■ WHAT IS ASKED:
From the first line of the data below through the line bearing "Check, ChevronDown, ChevronsDownUp", reproduce each line exactly; do not include pictures.

■ DATASET SECTION:
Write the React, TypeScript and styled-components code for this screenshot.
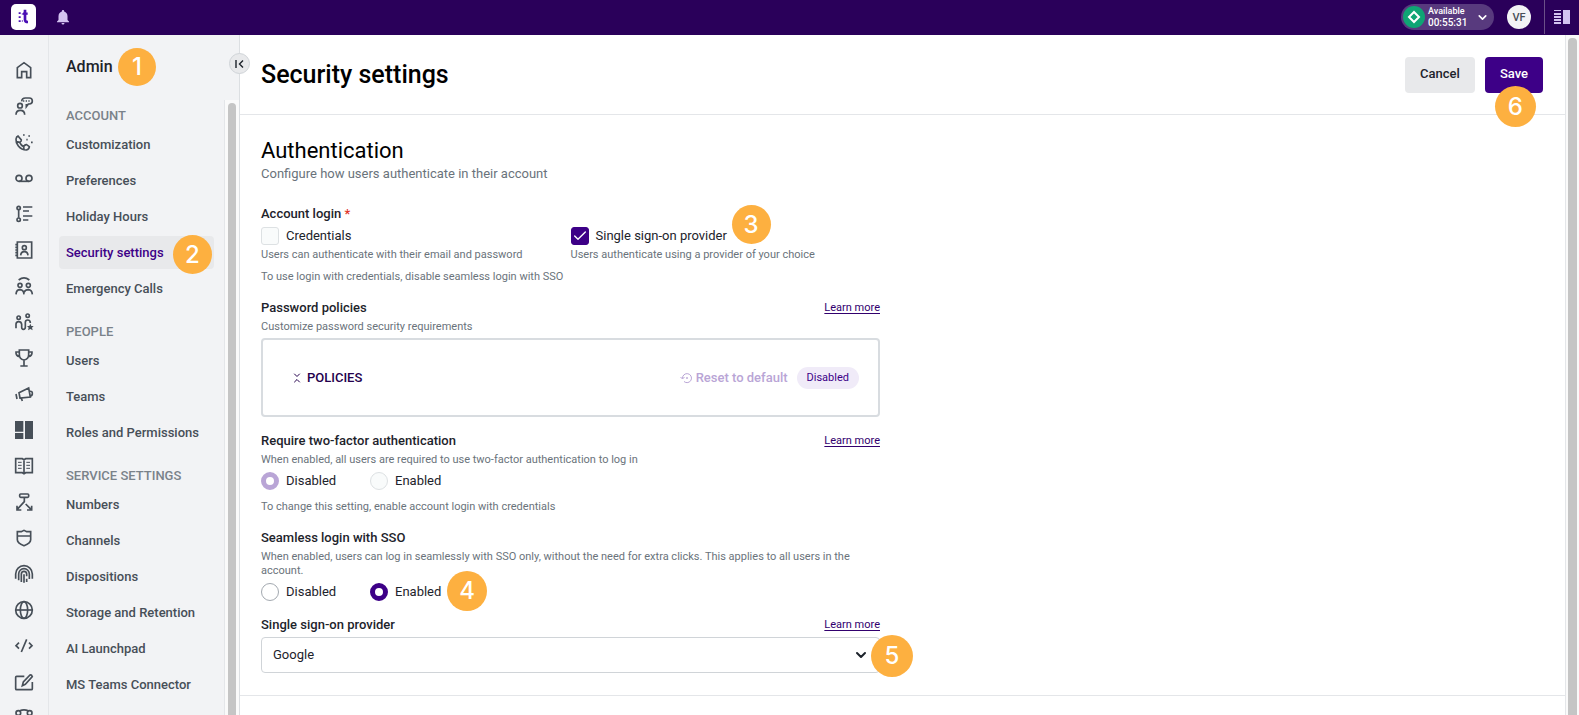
import React, { useState } from "react";
import styled, { createGlobalStyle, css } from "styled-components";
import { MdNotifications } from "react-icons/md";
import { Check, ChevronDown, ChevronsDownUp } from "lucide-react";

const c = {
  bar: "#2a005a",
  brand: "#3d0087",
  ink: "#1d232b",
  muted: "#6a737b",
  nav: "#474f58",
  panel: "#f2f3f5",
  line: "#e4e6e9",
  fill: "#e8e9eb",
  thumb: "#c5c5c5",
  note: "#fdb040",
};

const GlobalStyle = createGlobalStyle`
  *, *::before, *::after { box-sizing: border-box; }
  body { margin: 0; font-family: Roboto, "Liberation Sans", sans-serif; font-size: 13px; color: ${c.ink}; background: #fff; }
  button, select, input { font: inherit; margin: 0; }
  h1, h2, h3, p, ul, fieldset { margin: 0; padding: 0; border: 0; }
  ul { list-style: none; }
`;

const Shell = styled.div`
  height: 100vh;
  display: flex;
  flex-direction: column;
  overflow: hidden;
`;

/* top bar */

const TopBar = styled.header`
  flex: none;
  height: 35px;
  display: flex;
  align-items: center;
  padding: 0 0 1px 11px;
  background: ${c.bar};
  color: #fff;
`;

const Logo = styled.a`
  display: flex;
  width: 25px;
  height: 26px;
  border-radius: 5px;
  background: #fff;
`;

const BellButton = styled.button`
  display: flex;
  margin-left: 18px;
  padding: 0;
  border: 0;
  background: none;
  color: #d3c3f0;
`;

const TopRight = styled.div`
  margin-left: auto;
  height: 100%;
  display: flex;
  align-items: center;
`;

const StatusButton = styled.button`
  display: flex;
  align-items: center;
  width: 93px;
  height: 26px;
  padding: 0 5px 0 2px;
  border: 0;
  border-radius: 13px;
  background: #583a7e;
  color: #fff;
  text-align: left;

  > svg:last-child { margin-left: auto; }
`;

const StatusText = styled.span`
  display: flex;
  flex-direction: column;
  margin-left: 3px;
  font-size: 10px;
  line-height: 11px;
  font-weight: 500;
`;

const StatusName = styled.span`
  font-size: 9px;
`;

const Avatar = styled.button`
  width: 24px;
  height: 24px;
  margin: 0 13px;
  padding: 0;
  border: 0;
  border-radius: 50%;
  background: ${c.panel};
  color: ${c.nav};
  font-size: 11px;
  font-weight: 500;
`;

const PanelToggle = styled.button`
  height: 100%;
  width: 35px;
  display: flex;
  align-items: center;
  padding: 0 0 0 9px;
  border: 0;
  border-left: 1px solid #6b5088;
  background: none;
`;

/* body */

const Body = styled.div`
  flex: 1;
  min-height: 0;
  display: flex;
`;

const Rail = styled.nav`
  flex: none;
  width: 49px;
  display: flex;
  flex-direction: column;
  align-items: center;
  gap: 18px;
  padding-top: 26px;
  background: ${c.panel};
  border-right: 1px solid ${c.line};
  overflow: hidden;
`;

const RailLink = styled.a`
  display: flex;
  flex: none;
  color: ${c.nav};
`;

const Side = styled.aside`
  position: relative;
  flex: none;
  width: 191px;
  display: flex;
  flex-direction: column;
  background: ${c.panel};
  border-right: 1px solid #dcdfe2;
`;

const SideHead = styled.div`
  flex: none;
  height: 65px;
  display: flex;
  align-items: center;
  padding: 0 0 1px 17px;
`;

const SideTitle = styled.h2`
  position: relative;
  font-size: 16px;
  line-height: 24px;
  font-weight: 500;
`;

const Collapse = styled.button`
  position: absolute;
  z-index: 2;
  top: 18px;
  right: -11px;
  width: 21px;
  height: 21px;
  display: grid;
  place-items: center;
  padding: 0;
  border: 1px solid #d0d4d8;
  border-radius: 50%;
  background: ${c.fill};
  color: ${c.ink};
`;

const SideScroll = styled.div`
  flex: 1;
  min-height: 0;
  display: flex;
`;

const Menu = styled.div`
  flex: 1;
  display: flex;
  flex-direction: column;
  gap: 16px;
  padding: 5px 10px 0;
  overflow: hidden;
`;

const MenuHeading = styled.h3`
  margin-bottom: 1px;
  padding-left: 7px;
  font-size: 13px;
  line-height: 22px;
  font-weight: 500;
  color: #7a828a;
`;

const MenuList = styled.ul`
  display: flex;
  flex-direction: column;
  gap: 3px;
`;

const MenuItem = styled.li`
  position: relative;
`;

const MenuLink = styled.a<{ $active?: boolean }>`
  display: block;
  padding-left: 7px;
  border-radius: 4px;
  font-size: 13px;
  line-height: 33px;
  font-weight: 500;
  white-space: nowrap;
  text-decoration: none;
  color: ${c.nav};
  ${(p) => p.$active && css`background: ${c.fill}; color: ${c.brand};`}
`;

const Track = styled.div<{ $wide?: boolean }>`
  flex: none;
  width: ${(p) => (p.$wide ? 14 : 15)}px;
  padding: 3px ${(p) => (p.$wide ? 2 : 3)}px 0;
  border-left: 1px solid ${c.line};
  background: #fafafa;
`;

const Thumb = styled.div`
  height: 100%;
  border-radius: 4px 4px 0 0;
  background: ${c.thumb};
`;

/* main */

const Main = styled.main`
  flex: 1;
  min-width: 0;
  background: #fff;
`;

const PageHead = styled.div`
  height: 80px;
  display: flex;
  align-items: center;
  gap: 10px;
  padding: 0 22px 0 21px;
  border-bottom: 1px solid ${c.line};
`;

const PageTitle = styled.h1`
  margin-right: auto;
  font-size: 25px;
  line-height: 32px;
  font-weight: 500;
  color: #000;
`;

const Action = styled.button<{ $primary?: boolean }>`
  display: block;
  height: 36px;
  padding: 0 15px 2px;
  border: 0;
  border-radius: 4px;
  font-size: 13px;
  font-weight: 500;
  background: ${(p) => (p.$primary ? c.brand : c.fill)};
  color: ${(p) => (p.$primary ? "#fff" : c.ink)};
`;

const Anchor = styled.div`
  position: relative;
`;

const Form = styled.form`
  padding: 22px 21px;
  border-bottom: 1px solid ${c.line};
`;

const Column = styled.div`
  max-width: 619px;
`;

const SectionTitle = styled.h2`
  font-size: 22px;
  line-height: 28px;
  font-weight: 400;
  color: #000;
`;

const SectionText = styled.p`
  margin-bottom: 22px;
  font-size: 13px;
  line-height: 18px;
  color: ${c.muted};
`;

const Field = styled.div`
  position: relative;
  margin-bottom: 15px;
  &:last-child { margin-bottom: 0; }
`;

const FieldTop = styled.div`
  display: flex;
  justify-content: space-between;
  line-height: 18px;
`;

const FieldTitle = styled.span`
  font-weight: 500;
`;

const Required = styled.span`
  color: #e0352b;
`;

const Hint = styled.p<{ $gap?: number }>`
  margin-top: ${(p) => p.$gap ?? 3}px;
  font-size: 11px;
  line-height: 14px;
  color: ${c.muted};
`;

const Learn = styled.a`
  font-size: 11px;
  color: #32006e;
  text-underline-offset: 2px;
`;

const Pair = styled.div`
  display: grid;
  grid-template-columns: 1fr 1fr;
  margin-top: 4px;
`;

const Radios = styled.div`
  display: flex;
  margin-top: 5px;
`;

const Option = styled.label`
  position: relative;
  display: flex;
  align-items: center;
  gap: 7px;
  line-height: 18px;
  ${Radios} > & { width: 109px; }
`;

const Tick = styled.input`
  appearance: none;
  width: 18px;
  height: 18px;
  border: 1px solid #dde1e3;
  border-radius: 3px;
  background: #f9fbfb;
  &:checked { border-color: ${c.brand}; background: ${c.brand}; }
`;

const TickMark = styled(Check)`
  position: absolute;
  left: 1px;
  top: 1px;
  color: #fff;
  pointer-events: none;
`;

const Radio = styled.input`
  appearance: none;
  width: 18px;
  height: 18px;
  border: 1px solid #a3a9b0;
  border-radius: 50%;
  background: #fff;
  &:disabled { border-color: #dde1e3; background: #f9fbfb; }
  &:checked { border: 5px solid ${c.brand}; background: #fff; }
  &:checked:disabled { border-color: #b9a5d6; }
`;

const Box = styled.div`
  display: flex;
  align-items: center;
  height: 79px;
  margin-top: 4px;
  padding: 0 19px 0 28px;
  border: 2px solid #d8dce0;
  border-radius: 4px;
`;

const Toggle = styled.button`
  display: flex;
  align-items: center;
  gap: 4px;
  padding: 0;
  border: 0;
  background: none;
  font-weight: 500;
  color: #24004d;
`;

const Reset = styled.button`
  display: flex;
  align-items: center;
  gap: 4px;
  margin-left: auto;
  padding: 0;
  border: 0;
  background: none;
  font-weight: 500;
  color: #b9a5d6;
`;

const Pill = styled.span`
  margin-left: 9px;
  padding: 0 10px;
  border-radius: 11px;
  background: #f0ebf8;
  font-size: 11px;
  line-height: 22px;
  color: ${c.brand};
`;

const SelectWrap = styled.div`
  position: relative;
  margin-top: 3px;
`;

const Select = styled.select`
  appearance: none;
  width: 100%;
  height: 36px;
  padding: 0 11px 2px;
  border: 1px solid #d0d4d8;
  border-radius: 4px;
  background: #fff;
  color: ${c.ink};
`;

const SelectArrow = styled(ChevronDown)`
  position: absolute;
  right: 11px;
  top: 10px;
  pointer-events: none;
`;

const Note = styled.span<{ $size: number; $left: number; $top: number }>`
  position: absolute;
  z-index: 3;
  left: ${(p) => p.$left}px;
  top: ${(p) => p.$top}px;
  width: ${(p) => p.$size}px;
  height: ${(p) => p.$size}px;
  border-radius: 50%;
  background: ${c.note};
  color: #fff;
  font-family: Inter, sans-serif;
  font-size: 24px;
  line-height: ${(p) => p.$size}px;
  font-weight: 500;
  text-align: center;
`;

const railIcons: [string, React.ReactNode][] = [
  ["Home", <path d="M7 50V20L27 5L47 20V50H35V32H20V50Z" />],
  ["Conversations", <><circle cx="15" cy="26" r="7" /><path d="M3 53Q3 40 16 40Q29 40 29 53M20 13Q21 3 31 3H43Q52 3 52 12Q52 21 43 21H40L34 29V21" /><path d="M24 12h4M32 12h4M40 12h4" /></>],
  ["Calls", <><path d="M9 9L19 21Q20 25 14 28Q18 37 26 41Q30 34 35 35L43 41Q43 48 34 51Q20 51 10 39Q2 29 3 18Q4 11 9 9ZM5 26L14 28M26 41L27 50" /><path d="M24 6h5M40 9h5M34 20h4M48 28h5" /></>],
  ["Voicemail", <><circle cx="12" cy="28" r="9" /><circle cx="42" cy="28" r="9" /><path d="M12 37H42" /></>],
  ["Activity", <><circle cx="11" cy="9" r="5" /><circle cx="11" cy="44" r="5" /><path d="M11 15V38M24 6H52M24 18H42M24 33H52M24 45H40" /></>],
  ["Contacts", <><path d="M7 3H50V51H7ZM1 11H9M1 19H9M1 27H9M1 35H9M1 43H9" /><circle cx="28" cy="20" r="6" /><path d="M17 43Q18 32 28 32Q38 32 39 43" /></>],
  ["Teams", <><circle cx="15" cy="25" r="6" /><circle cx="40" cy="25" r="6" /><path d="M3 52Q4 38 15 38Q26 39 27 52M27 46Q31 38 40 38Q51 39 52 52M11 9Q27 -4 43 9" /></>],
  ["Workforce", <><circle cx="11" cy="14" r="5" /><circle cx="38" cy="8" r="5" /><path d="M3 46V34Q3 26 11 26Q19 26 20 34V42Q20 49 25 49Q31 49 31 42V28Q31 21 38 21Q46 21 46 30" /><path d="M46 32l3 7h7l-5 5 2 8-7-4-7 4 2-8-5-5h7z" fill="currentColor" stroke="none" /></>],
  ["Performance", <path d="M13 3H41V17Q41 30 27 33Q13 30 13 17ZM12 9H3Q2 21 14 23M42 9H51Q52 21 40 23M27 33V51M16 51H38" />],
  ["Campaigns", <path d="M12 23L41 9L46 36L15 39ZM3 27L6 42M19 40L22 48M43 19Q53 17 52 27Q51 33 45 33" />],
  ["Dashboards", <path d="M0 0H25V32H0ZM0 36H25V54H0ZM30 0H54V54H30Z" fill="currentColor" stroke="none" />],
  ["Knowledge", <><path d="M2 5H22L27 8L32 5H52V47H32L27 50L22 47H2ZM27 8V50" /><path d="M9 16H20M9 25H20M9 34H20M34 16H45M34 25H45M34 34H45" strokeWidth="3" /></>],
  ["Flows", <><rect x="14" y="3" width="27" height="10" rx="3" /><path d="M28 13V26L6 50M32 33L49 50M6 38V51H19M36 51H50V38" /></>],
  ["Guardian", <path d="M7 8H19L27 4L35 8H47V32Q47 42 27 50Q7 42 7 32ZM7 21H47" />],
  ["Identity", <path d="M2 41V27A25 25 0 0 1 52 27V41M11 46V27A16 16 0 0 1 43 27V42M19 51V27A8 8 0 0 1 35 27V34M27 28V53M35 41V51" />],
  ["Languages", <><circle cx="27" cy="27" r="25" /><ellipse cx="27" cy="27" rx="11" ry="25" /><path d="M2 27H52" /></>],
  ["Developers", <path d="M12 17L3 26L12 35M42 17L51 26L42 35M35 7L19 45" />],
  ["Compose", <path d="M28 10H5Q2 10 2 13V47Q2 50 5 50H49Q52 50 52 47V27M22 38L25 27L45 6Q50 5 52 11L31 34Z" />],
  ["Integrations", <><circle cx="10" cy="12" r="7" /><circle cx="44" cy="12" r="7" /><path d="M14 5Q27 0 40 5M10 19V44H44V19" /></>],
];

const menu = [
  { title: "ACCOUNT", items: ["Customization", "Preferences", "Holiday Hours", "Security settings", "Emergency Calls"] },
  { title: "PEOPLE", items: ["Users", "Teams", "Roles and Permissions"] },
  { title: "SERVICE SETTINGS", items: ["Numbers", "Channels", "Dispositions", "Storage and Retention", "AI Launchpad", "MS Teams Connector"] },
];

export default function App() {
  const [seamless, setSeamless] = useState("enabled");
  const [sso, setSso] = useState(true);

  return (
    <>
      <GlobalStyle />
      <Shell>
        <TopBar>
          <Logo href="#" aria-label="Home">
            <svg width="25" height="26" viewBox="0 0 75 78" fill="none" stroke="#4a0fb4">
              <path d="M26 25V30M26 37V42M26 49V54" strokeWidth="6" />
              <path d="M34 28V32M34 49V53" strokeWidth="3" />
              <path d="M42 17V47Q42 54 51 54" strokeWidth="8" />
              <path d="M36 29H50" strokeWidth="7" />
            </svg>
          </Logo>
          <BellButton type="button" aria-label="Notifications"><MdNotifications size={18} /></BellButton>
          <TopRight>
            <StatusButton type="button">
              <svg width="22" height="22" viewBox="0 0 22 22" fill="none">
                <circle cx="11" cy="11" r="11" fill="#0fa574" />
                <path d="M11 6L16 11L11 16L6 11Z" stroke="#fff" strokeWidth="2" />
              </svg>
              <StatusText>
                <StatusName>Available</StatusName>
                <span>00:55:31</span>
              </StatusText>
              <ChevronDown size={13} strokeWidth={3} />
            </StatusButton>
            <Avatar type="button">VF</Avatar>
            <PanelToggle type="button" aria-label="Toggle side panel">
              <svg width="16" height="14" viewBox="0 0 16 14" fill="#d3c3f0">
                <path d="M0 0H7V1H0ZM0 3H7V5H0ZM0 6H7V8H0ZM0 9H7V11H0ZM0 12H7V14H0ZM9 0H16V14H9Z" />
              </svg>
            </PanelToggle>
          </TopRight>
        </TopBar>

        <Body>
          <Rail aria-label="Apps">
            {railIcons.map(([name, art]) => (
              <RailLink key={name} href="#" aria-label={name}>
                <svg width="18" height="18" viewBox="0 0 54 54" fill="none" stroke="currentColor" strokeWidth="5" overflow="visible">{art}</svg>
              </RailLink>
            ))}
          </Rail>

          <Side>
            <SideHead>
              <SideTitle>Admin<Note $size={38} $left={52} $top={-7}>1</Note></SideTitle>
            </SideHead>
            <Collapse type="button" aria-label="Collapse menu">
              <svg width="9" height="10" viewBox="0 0 9 10" fill="none" stroke="currentColor" strokeWidth="1.4">
                <path d="M1 1V9M8 1.5L4.5 5L8 8.500" />
              </svg>
            </Collapse>
            <SideScroll>
              <Menu>
                {menu.map((g) => (
                  <section key={g.title}>
                    <MenuHeading>{g.title}</MenuHeading>
                    <MenuList>
                      {g.items.map((item) => {
                        const active = item === "Security settings";
                        return (
                          <MenuItem key={item}>
                            <MenuLink href="#" $active={active}>{item}</MenuLink>
                            {active && <Note $size={39} $left={114} $top={-1}>2</Note>}
                          </MenuItem>
                        );
                      })}
                    </MenuList>
                  </section>
                ))}
              </Menu>
              <Track><Thumb /></Track>
            </SideScroll>
          </Side>

          <Main>
            <PageHead>
              <PageTitle>Security settings</PageTitle>
              <Action type="button">Cancel</Action>
              <Anchor>
                <Action type="submit" form="security" $primary>Save</Action>
                <Note $size={41} $left={10} $top={29}>6</Note>
              </Anchor>
            </PageHead>

            <Form id="security" onSubmit={(e) => e.preventDefault()}>
              <Column>
                <SectionTitle>Authentication</SectionTitle>
                <SectionText>Configure how users authenticate in their account</SectionText>

                <Field role="group" aria-labelledby="login-title">
                  <FieldTop><FieldTitle id="login-title">Account login <Required>*</Required></FieldTitle></FieldTop>
                  <Pair>
                    <div>
                      <Option><Tick type="checkbox" disabled />Credentials</Option>
                      <Hint>Users can authenticate with their email and password</Hint>
                    </div>
                    <Anchor>
                      <Option>
                        <Tick type="checkbox" checked={sso} onChange={(e) => setSso(e.target.checked)} />
                        {sso && <TickMark size={16} strokeWidth={2} />}
                        Single sign-on provider
                      </Option>
                      <Hint>Users authenticate using a provider of your choice</Hint>
                      <Note $size={39} $left={161} $top={-22}>3</Note>
                    </Anchor>
                  </Pair>
                  <Hint $gap={8}>To use login with credentials, disable seamless login with SSO</Hint>
                </Field>

                <Field>
                  <FieldTop><FieldTitle>Password policies</FieldTitle><Learn href="#">Learn more</Learn></FieldTop>
                  <Hint>Customize password security requirements</Hint>
                  <Box>
                    <Toggle type="button"><ChevronsDownUp size={12} />POLICIES</Toggle>
                    <Reset type="button" disabled>
                      <svg width="12" height="12" viewBox="0 0 24 24" fill="none" stroke="currentColor" strokeWidth="2">
                        <path d="M5 13A9 9 0 1 1 8 19M1 10L5 14L9 10" />
                        <circle cx="14" cy="12" r="1" fill="currentColor" />
                      </svg>
                      Reset to default
                    </Reset>
                    <Pill>Disabled</Pill>
                  </Box>
                </Field>

                <Field role="radiogroup" aria-labelledby="tfa-title">
                  <FieldTop><FieldTitle id="tfa-title">Require two-factor authentication</FieldTitle><Learn href="#">Learn more</Learn></FieldTop>
                  <Hint>When enabled, all users are required to use two-factor authentication to log in</Hint>
                  <Radios>
                    <Option><Radio type="radio" name="tfa" disabled defaultChecked />Disabled</Option>
                    <Option><Radio type="radio" name="tfa" disabled />Enabled</Option>
                  </Radios>
                  <Hint $gap={10}>To change this setting, enable account login with credentials</Hint>
                </Field>

                <Field role="radiogroup" aria-labelledby="seamless-title">
                  <FieldTop><FieldTitle id="seamless-title">Seamless login with SSO</FieldTitle></FieldTop>
                  <Hint>When enabled, users can log in seamlessly with SSO only, without the need for extra clicks. This applies to all users in the account.</Hint>
                  <Radios>
                    <Option><Radio type="radio" name="seamless" checked={seamless === "disabled"} onChange={() => setSeamless("disabled")} />Disabled</Option>
                    <Option>
                      <Radio type="radio" name="seamless" checked={seamless === "enabled"} onChange={() => setSeamless("enabled")} />
                      Enabled
                      <Note $size={40} $left={77} $top={-12} aria-hidden>4</Note>
                    </Option>
                  </Radios>
                </Field>

                <Field>
                  <FieldTop><FieldTitle as="label" htmlFor="provider">Single sign-on provider</FieldTitle><Learn href="#">Learn more</Learn></FieldTop>
                  <SelectWrap>
                    <Select id="provider" defaultValue="Google"><option>Google</option></Select>
                    <SelectArrow size={16} strokeWidth={3} />
                    <Note $size={42} $left={610} $top={-2}>5</Note>
                  </SelectWrap>
                </Field>
              </Column>
            </Form>
          </Main>
          <Track $wide><Thumb /></Track>
        </Body>
      </Shell>
    </>
  );
}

■ FULL OUTPUT:
Write the React, TypeScript and styled-components code for this screenshot.
import React, { useState } from "react";
import styled, { createGlobalStyle, css } from "styled-components";
import { MdNotifications } from "react-icons/md";
import { Check, ChevronDown, ChevronsDownUp } from "lucide-react";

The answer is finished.